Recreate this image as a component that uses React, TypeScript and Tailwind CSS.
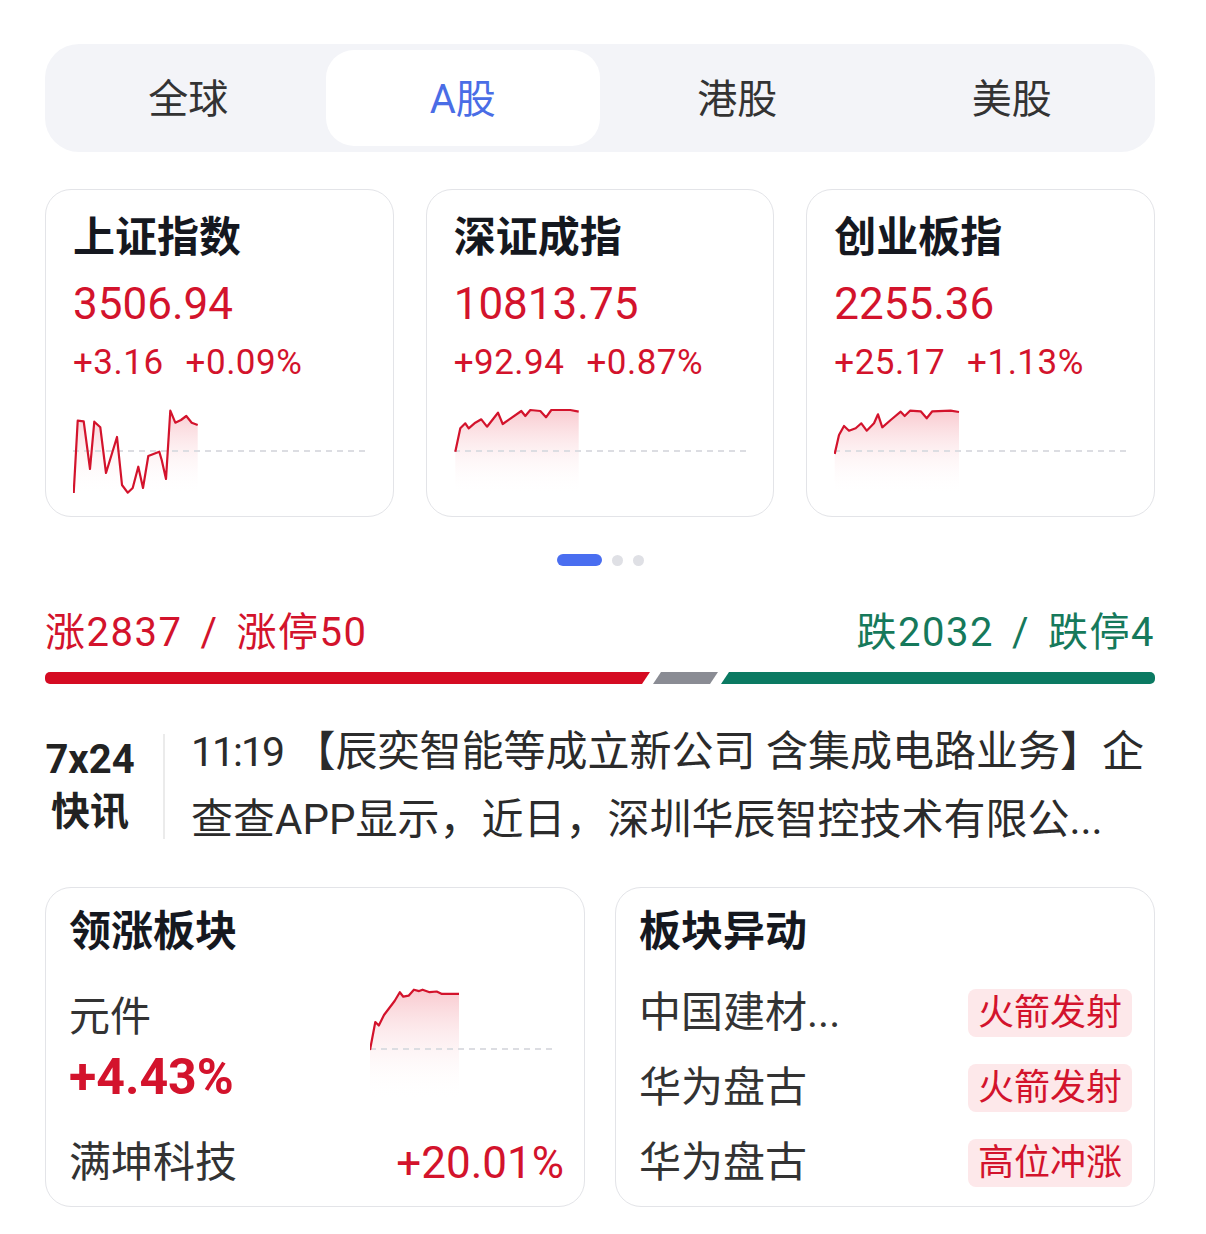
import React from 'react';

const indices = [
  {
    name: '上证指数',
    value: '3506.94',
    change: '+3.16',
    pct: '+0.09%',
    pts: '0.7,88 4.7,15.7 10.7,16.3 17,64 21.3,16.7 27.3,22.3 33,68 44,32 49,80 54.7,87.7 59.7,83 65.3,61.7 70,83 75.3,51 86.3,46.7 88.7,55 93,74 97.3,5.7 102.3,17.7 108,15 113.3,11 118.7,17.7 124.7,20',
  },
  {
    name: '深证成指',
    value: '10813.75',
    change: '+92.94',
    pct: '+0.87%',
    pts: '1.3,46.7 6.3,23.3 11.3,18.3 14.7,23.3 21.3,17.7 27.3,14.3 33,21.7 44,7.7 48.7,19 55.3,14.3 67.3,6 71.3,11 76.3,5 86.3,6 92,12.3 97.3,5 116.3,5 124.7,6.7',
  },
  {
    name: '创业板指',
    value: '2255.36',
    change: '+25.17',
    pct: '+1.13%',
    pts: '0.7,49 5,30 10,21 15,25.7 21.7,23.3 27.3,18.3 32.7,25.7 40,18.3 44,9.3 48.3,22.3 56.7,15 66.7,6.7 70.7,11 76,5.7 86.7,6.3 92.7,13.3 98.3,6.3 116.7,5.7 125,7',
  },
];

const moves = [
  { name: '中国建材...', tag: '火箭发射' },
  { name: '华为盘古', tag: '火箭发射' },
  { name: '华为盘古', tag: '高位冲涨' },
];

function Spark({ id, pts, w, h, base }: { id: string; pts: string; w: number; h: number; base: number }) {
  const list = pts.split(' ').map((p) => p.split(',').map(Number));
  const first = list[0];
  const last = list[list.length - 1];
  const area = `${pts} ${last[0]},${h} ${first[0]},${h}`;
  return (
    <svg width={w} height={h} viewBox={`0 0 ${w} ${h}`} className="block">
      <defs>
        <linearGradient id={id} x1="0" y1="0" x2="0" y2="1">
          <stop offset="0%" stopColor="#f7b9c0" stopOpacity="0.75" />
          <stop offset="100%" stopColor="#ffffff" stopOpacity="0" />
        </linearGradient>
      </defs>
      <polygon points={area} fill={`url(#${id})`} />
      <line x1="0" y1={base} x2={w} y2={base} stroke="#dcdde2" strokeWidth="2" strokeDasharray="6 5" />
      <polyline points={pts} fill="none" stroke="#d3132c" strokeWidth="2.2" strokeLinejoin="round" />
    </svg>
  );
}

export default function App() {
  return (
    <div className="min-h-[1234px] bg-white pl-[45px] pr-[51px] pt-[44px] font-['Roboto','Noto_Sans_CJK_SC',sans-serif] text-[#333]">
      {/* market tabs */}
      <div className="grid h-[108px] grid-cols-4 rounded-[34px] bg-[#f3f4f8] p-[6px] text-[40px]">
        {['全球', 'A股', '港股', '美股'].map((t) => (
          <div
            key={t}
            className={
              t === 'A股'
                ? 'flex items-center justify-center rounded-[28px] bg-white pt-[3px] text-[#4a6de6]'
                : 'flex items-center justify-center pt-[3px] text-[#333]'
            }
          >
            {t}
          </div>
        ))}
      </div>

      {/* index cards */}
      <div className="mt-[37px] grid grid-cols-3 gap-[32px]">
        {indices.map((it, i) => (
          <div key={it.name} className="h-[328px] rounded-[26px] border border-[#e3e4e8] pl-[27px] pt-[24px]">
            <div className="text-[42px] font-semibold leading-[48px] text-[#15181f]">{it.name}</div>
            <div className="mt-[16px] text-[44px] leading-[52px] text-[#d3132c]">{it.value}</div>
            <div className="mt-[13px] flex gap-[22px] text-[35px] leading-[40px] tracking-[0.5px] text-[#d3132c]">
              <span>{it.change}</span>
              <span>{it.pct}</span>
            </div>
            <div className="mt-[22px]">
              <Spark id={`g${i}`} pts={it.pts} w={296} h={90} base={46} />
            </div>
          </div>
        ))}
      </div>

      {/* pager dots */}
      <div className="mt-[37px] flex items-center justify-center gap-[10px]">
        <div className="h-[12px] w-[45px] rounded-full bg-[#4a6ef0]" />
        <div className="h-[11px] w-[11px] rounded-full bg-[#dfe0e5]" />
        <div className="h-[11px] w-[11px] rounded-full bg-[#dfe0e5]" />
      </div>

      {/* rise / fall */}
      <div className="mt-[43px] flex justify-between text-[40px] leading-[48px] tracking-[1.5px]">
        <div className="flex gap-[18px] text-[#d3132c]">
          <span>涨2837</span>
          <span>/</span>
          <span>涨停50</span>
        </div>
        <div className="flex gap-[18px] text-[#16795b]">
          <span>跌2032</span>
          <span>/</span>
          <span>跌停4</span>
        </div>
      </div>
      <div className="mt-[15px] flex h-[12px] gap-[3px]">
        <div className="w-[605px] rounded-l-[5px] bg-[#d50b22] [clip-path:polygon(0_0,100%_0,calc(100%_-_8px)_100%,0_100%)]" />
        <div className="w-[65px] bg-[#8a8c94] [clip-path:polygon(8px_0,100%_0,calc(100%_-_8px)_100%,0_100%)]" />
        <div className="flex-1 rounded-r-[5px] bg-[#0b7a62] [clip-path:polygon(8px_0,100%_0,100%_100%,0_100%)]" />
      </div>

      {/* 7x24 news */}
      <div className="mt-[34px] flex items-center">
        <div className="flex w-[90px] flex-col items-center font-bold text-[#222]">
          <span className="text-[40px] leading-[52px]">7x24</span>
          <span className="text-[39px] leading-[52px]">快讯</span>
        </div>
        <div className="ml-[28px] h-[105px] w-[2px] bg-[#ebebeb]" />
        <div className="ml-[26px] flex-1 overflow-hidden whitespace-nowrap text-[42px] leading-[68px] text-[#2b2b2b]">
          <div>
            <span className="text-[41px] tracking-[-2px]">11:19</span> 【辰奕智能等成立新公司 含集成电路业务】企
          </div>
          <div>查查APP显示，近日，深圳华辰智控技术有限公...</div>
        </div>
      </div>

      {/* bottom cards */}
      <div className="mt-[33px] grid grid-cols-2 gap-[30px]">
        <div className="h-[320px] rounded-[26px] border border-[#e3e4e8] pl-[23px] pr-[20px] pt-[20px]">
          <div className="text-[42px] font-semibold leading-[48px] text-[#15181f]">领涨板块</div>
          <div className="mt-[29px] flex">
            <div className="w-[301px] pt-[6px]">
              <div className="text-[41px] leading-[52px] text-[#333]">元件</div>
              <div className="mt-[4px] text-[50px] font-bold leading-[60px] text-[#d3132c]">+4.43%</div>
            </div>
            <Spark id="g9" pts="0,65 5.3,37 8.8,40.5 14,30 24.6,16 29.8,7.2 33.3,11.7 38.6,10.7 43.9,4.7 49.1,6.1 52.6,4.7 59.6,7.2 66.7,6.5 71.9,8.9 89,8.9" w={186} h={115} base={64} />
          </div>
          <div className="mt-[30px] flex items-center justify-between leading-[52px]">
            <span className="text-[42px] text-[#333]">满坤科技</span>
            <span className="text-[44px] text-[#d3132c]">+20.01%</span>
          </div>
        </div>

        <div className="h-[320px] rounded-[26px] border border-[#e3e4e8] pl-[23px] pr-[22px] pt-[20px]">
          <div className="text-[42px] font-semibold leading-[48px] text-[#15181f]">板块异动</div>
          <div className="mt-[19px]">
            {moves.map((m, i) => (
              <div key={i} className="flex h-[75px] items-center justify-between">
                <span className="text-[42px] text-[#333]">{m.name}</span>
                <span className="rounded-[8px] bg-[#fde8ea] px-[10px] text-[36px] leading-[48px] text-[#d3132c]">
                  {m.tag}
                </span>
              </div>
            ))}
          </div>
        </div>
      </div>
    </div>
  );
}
-=-=-=-=-
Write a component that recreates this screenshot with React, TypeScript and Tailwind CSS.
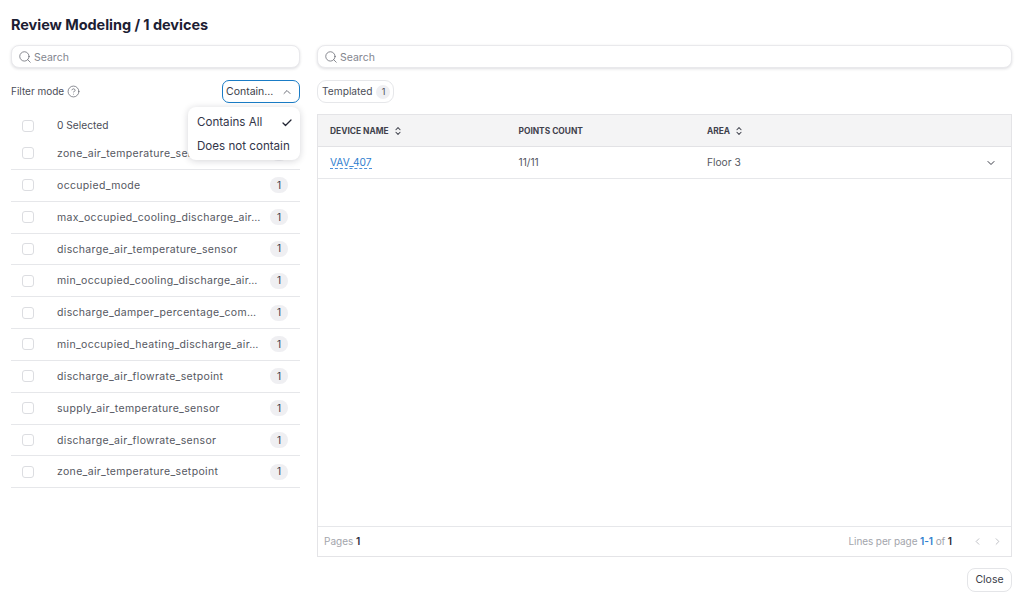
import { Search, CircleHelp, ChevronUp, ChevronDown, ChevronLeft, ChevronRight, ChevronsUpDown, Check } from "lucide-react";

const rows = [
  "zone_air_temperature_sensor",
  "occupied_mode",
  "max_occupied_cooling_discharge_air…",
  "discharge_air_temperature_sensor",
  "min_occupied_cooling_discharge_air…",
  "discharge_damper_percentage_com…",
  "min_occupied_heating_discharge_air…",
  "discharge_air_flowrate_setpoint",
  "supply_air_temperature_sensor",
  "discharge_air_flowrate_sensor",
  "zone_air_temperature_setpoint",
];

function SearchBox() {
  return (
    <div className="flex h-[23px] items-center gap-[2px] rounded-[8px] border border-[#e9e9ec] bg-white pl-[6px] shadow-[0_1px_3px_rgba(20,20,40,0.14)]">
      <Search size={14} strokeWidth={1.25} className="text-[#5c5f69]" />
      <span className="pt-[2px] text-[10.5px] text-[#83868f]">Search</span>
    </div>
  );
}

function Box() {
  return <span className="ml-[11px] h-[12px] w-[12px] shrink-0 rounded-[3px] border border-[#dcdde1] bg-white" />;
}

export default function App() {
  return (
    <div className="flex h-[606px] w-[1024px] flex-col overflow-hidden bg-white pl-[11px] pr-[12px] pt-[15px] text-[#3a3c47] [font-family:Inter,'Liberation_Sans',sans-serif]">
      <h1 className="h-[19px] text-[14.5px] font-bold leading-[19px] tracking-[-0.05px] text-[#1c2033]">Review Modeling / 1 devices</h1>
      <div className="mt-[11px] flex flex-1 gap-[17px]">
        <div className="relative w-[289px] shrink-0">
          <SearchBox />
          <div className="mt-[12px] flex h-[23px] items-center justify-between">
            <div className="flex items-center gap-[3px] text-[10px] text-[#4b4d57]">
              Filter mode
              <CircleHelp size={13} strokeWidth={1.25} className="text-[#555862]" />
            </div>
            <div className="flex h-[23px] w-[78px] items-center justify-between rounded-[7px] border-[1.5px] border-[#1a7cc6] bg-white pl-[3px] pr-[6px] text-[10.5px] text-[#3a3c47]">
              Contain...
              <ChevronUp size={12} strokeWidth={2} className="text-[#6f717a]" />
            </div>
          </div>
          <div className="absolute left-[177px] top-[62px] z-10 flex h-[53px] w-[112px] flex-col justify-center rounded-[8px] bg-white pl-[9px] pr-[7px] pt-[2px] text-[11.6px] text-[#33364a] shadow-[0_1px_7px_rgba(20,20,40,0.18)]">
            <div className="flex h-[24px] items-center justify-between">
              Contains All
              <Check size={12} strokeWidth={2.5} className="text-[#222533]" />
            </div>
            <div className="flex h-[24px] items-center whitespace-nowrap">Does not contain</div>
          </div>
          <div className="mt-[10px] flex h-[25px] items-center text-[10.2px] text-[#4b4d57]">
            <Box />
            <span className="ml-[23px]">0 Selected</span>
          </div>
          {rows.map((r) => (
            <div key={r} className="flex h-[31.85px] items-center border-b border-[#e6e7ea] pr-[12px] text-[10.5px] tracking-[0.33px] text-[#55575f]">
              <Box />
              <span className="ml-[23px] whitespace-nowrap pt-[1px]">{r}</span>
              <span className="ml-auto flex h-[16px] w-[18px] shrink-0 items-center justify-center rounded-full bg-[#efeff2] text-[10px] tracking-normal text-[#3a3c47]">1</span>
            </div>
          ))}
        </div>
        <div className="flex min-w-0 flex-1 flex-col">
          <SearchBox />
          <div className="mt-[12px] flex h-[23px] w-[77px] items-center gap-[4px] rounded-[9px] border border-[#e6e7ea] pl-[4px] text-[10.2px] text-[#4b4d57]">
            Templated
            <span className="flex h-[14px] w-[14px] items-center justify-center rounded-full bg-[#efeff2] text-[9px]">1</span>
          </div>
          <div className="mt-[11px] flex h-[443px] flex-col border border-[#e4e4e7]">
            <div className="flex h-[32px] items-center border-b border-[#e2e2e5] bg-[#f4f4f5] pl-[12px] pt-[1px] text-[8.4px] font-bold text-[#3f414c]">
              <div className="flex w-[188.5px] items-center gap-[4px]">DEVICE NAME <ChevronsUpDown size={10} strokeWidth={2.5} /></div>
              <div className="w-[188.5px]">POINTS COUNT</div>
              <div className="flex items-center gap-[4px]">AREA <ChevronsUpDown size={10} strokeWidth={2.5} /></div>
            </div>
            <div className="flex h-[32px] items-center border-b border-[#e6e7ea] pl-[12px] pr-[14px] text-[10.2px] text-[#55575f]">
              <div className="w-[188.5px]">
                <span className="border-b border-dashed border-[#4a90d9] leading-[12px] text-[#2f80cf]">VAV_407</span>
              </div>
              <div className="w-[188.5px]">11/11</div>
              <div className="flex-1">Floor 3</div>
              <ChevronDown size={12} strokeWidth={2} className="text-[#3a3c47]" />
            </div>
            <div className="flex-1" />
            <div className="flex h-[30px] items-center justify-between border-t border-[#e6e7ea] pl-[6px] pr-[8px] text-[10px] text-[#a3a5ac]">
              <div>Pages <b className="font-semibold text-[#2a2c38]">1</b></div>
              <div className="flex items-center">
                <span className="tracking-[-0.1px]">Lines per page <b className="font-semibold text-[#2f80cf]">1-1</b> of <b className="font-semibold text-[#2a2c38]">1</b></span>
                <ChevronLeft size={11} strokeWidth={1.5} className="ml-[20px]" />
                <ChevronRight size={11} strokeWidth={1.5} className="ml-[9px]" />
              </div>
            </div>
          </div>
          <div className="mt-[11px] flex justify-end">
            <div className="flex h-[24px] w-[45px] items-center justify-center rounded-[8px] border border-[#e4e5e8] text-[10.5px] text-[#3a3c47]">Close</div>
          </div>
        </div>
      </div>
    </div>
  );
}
-=-=-=-=-
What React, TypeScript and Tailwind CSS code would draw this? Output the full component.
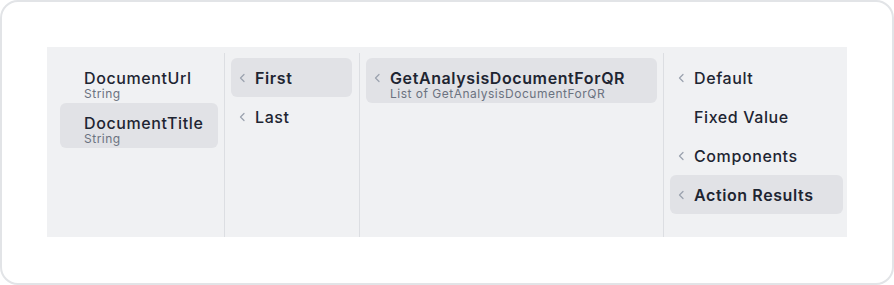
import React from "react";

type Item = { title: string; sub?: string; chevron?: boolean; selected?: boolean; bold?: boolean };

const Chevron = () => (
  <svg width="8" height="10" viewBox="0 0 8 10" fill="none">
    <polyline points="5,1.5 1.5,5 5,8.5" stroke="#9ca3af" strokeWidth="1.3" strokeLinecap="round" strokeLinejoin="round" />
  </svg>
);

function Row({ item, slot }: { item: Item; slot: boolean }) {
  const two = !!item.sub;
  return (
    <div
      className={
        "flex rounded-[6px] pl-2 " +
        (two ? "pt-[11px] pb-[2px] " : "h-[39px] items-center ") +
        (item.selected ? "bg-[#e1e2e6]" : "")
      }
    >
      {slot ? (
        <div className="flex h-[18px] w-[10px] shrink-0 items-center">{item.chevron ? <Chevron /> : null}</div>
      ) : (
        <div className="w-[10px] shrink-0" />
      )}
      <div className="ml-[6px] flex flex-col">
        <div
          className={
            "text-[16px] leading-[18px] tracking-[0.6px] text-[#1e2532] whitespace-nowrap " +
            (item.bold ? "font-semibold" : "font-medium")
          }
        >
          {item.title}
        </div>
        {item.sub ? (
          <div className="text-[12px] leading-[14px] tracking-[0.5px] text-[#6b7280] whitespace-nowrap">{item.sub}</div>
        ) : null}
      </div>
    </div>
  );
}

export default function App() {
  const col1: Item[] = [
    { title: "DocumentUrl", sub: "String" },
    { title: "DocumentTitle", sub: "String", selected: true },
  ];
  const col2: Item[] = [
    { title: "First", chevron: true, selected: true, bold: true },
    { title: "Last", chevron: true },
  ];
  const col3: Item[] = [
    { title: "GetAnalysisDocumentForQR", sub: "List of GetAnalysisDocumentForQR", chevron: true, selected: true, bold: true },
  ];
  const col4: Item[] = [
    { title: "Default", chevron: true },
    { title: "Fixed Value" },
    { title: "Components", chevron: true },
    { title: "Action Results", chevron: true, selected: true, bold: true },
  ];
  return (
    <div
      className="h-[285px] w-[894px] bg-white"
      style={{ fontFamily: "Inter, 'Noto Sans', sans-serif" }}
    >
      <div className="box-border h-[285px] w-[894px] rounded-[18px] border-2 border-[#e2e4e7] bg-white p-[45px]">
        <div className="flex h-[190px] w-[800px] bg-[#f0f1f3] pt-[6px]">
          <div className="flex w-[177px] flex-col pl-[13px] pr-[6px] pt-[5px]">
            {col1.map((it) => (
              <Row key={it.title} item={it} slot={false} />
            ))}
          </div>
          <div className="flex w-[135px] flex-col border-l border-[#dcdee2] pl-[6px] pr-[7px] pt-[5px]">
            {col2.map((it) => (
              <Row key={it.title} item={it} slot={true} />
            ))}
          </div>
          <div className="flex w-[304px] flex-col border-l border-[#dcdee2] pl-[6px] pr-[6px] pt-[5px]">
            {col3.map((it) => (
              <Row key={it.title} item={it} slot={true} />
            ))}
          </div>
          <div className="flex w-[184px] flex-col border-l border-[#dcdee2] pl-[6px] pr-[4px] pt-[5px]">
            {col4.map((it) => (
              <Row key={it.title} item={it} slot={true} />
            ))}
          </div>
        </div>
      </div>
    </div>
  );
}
-=-=-=-=-
Task goal:
Pictures stay out: repeat exactly only the lines from the one with "Write a component" through the one with "ChevronRight, ChevronsUpDown, Check".

Finished exercise:
Write a component that recreates this screenshot with React, TypeScript and Tailwind CSS.
import { Search, CircleHelp, ChevronUp, ChevronDown, ChevronLeft, ChevronRight, ChevronsUpDown, Check } from "lucide-react";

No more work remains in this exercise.